AVAH’s founders are working to find a local organization with which to partner to ensure the money is in safe hands.
Some arts and crafts organizations, meanwhile, haven’t ceased operations or closed their factories. A regional director of Tanweer FBMI, which supports women creating Afghan carpets and other artisanal wares all over the country, said his organization is used to dealing with the Taliban.
“We are present in the communities in the south, areas where the Taliban have always had a presence,” Farshied Jabarkhyl, an Afghan based between Dubai and Kabul, explained. “In certain areas in Afghanistan, people have lived under the Taliban, and our only aim is to employ women in those areas in order to empower them.”

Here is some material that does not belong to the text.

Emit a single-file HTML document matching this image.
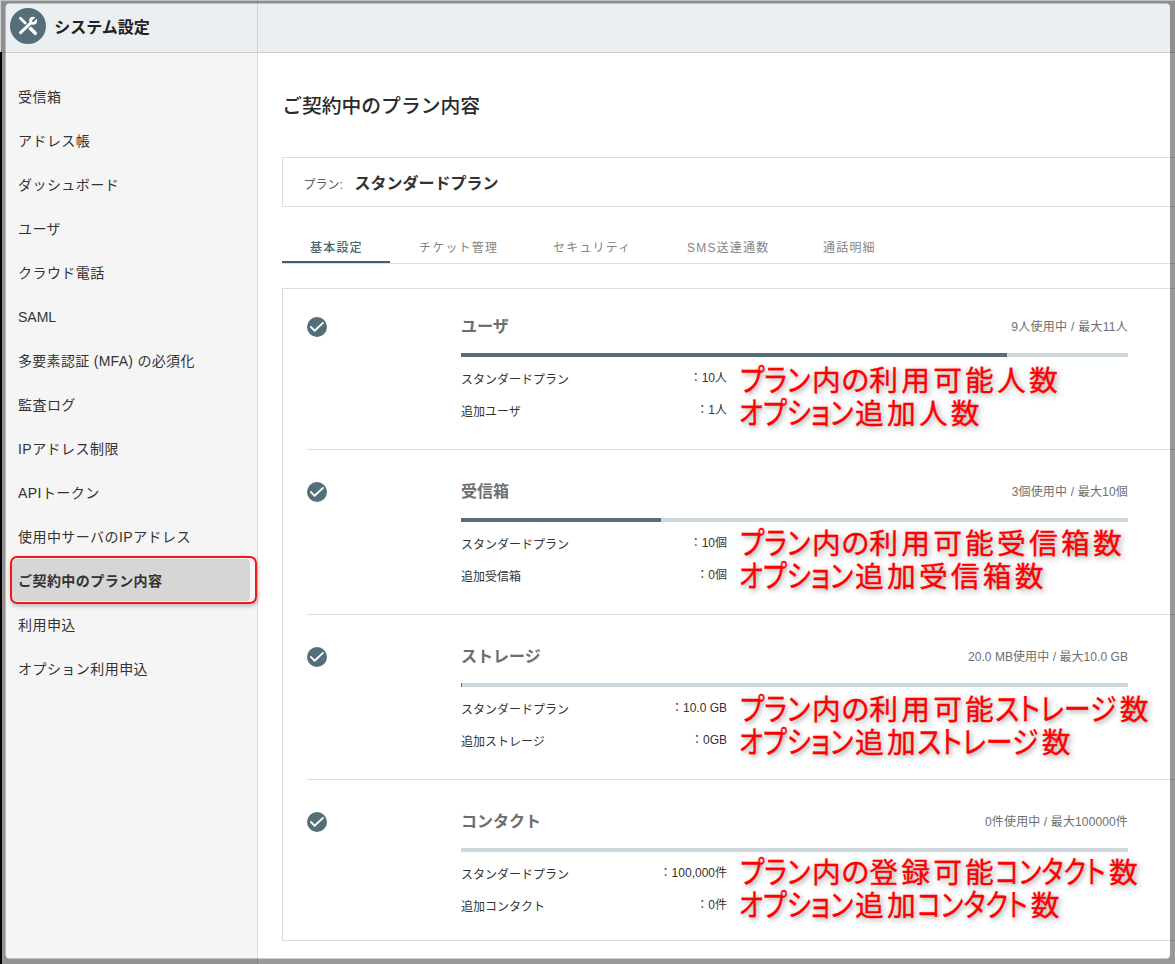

“Our factories and operations are still running, and the women are still working. Our model allows women to work from home, use their skills and importantly, their heritage, to create artisanal items. We employ them while also helping their children go to school. We have no political affiliations.”
Sadness and Fear
It is not just fear that Afghans are experiencing—there’s also sadness and bewilderment about the possible return of a situation they thought would never take place again.
“This is a huge disappointment not just for Afghans but for the international community,” said Jabarkhyl, who was born in London to Afghan parents. “All the hopes, all the investment and lives lost. All the hard work and commitment by the international community to rebuild Afghanistan to support the underprivileged and the poor seems to have disappeared.”
As Afghans await their fate, many are trying to cling to some form of hope that the empowerment and cultural development fought for over the past two decades won’t go to waste. Hopefully, as Jabarkhyl said, “This time things will be different—we won’t lose everything we have worked so hard to achieve.”